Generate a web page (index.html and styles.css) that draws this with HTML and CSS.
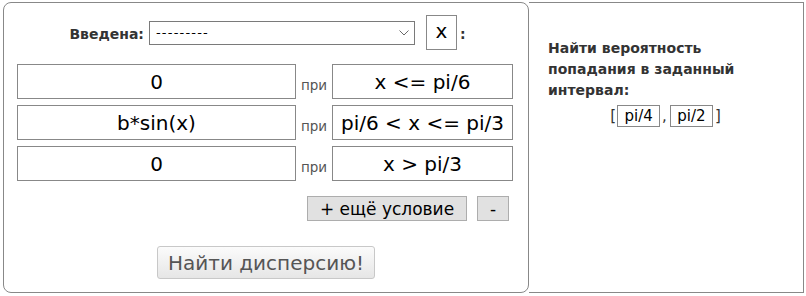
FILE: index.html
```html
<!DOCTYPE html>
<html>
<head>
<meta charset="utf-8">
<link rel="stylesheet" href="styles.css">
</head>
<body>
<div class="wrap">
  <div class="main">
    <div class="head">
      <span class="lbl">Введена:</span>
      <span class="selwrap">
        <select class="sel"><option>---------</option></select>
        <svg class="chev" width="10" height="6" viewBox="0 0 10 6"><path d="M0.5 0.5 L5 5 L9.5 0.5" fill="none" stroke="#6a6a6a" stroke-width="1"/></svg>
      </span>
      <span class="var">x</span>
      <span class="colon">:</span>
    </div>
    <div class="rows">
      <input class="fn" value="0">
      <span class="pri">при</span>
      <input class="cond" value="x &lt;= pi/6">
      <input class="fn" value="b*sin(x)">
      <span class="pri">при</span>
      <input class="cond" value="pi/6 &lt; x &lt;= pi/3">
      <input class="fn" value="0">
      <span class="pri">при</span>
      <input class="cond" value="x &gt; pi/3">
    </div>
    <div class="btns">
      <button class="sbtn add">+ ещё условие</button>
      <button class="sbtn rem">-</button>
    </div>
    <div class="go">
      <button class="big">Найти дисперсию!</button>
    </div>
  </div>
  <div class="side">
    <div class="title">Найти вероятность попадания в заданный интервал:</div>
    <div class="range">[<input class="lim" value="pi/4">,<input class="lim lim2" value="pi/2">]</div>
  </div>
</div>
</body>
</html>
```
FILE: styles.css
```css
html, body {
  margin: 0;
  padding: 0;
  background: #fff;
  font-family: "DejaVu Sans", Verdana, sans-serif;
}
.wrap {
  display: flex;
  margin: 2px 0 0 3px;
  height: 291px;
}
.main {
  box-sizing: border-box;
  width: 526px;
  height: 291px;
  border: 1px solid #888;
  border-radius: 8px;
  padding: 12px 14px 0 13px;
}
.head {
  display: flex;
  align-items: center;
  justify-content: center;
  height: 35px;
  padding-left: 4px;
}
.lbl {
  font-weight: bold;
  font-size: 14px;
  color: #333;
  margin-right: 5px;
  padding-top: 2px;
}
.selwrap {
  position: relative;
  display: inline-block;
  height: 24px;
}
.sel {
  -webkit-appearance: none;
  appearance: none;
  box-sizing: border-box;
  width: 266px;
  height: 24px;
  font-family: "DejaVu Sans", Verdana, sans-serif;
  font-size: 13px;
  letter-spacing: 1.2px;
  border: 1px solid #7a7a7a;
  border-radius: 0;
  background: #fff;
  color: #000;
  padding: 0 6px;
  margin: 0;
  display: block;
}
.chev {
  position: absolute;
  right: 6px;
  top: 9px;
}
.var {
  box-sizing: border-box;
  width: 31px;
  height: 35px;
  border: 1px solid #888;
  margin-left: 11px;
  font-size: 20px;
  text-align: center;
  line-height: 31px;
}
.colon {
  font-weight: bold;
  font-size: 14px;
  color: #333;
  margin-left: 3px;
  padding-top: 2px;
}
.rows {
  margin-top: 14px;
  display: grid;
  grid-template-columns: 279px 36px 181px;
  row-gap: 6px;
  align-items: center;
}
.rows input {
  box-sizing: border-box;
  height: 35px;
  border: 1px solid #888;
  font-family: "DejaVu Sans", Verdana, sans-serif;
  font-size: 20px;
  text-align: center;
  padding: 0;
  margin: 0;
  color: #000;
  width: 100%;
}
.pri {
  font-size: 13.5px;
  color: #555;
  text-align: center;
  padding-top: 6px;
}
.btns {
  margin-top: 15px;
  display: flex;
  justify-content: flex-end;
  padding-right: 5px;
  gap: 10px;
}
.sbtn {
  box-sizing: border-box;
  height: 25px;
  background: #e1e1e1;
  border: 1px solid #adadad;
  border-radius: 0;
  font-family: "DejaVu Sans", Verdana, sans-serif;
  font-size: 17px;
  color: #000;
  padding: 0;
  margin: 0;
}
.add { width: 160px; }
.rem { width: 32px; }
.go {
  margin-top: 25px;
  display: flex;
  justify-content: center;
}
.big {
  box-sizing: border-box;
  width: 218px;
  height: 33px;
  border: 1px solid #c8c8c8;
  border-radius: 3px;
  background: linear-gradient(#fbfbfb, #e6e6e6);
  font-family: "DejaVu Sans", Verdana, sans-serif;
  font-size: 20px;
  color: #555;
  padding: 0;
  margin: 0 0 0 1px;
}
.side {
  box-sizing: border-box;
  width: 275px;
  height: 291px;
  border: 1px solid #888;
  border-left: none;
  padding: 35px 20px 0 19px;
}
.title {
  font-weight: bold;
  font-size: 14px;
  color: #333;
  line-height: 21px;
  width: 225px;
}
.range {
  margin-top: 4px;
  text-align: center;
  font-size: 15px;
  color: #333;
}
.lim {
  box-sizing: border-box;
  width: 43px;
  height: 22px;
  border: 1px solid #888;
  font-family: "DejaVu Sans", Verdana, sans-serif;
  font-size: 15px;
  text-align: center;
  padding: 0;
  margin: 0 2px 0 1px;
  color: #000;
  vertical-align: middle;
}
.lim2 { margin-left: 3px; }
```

* * * * *

Task goal
Report only the number of lines that hold the word "styles".

Answer to the task
3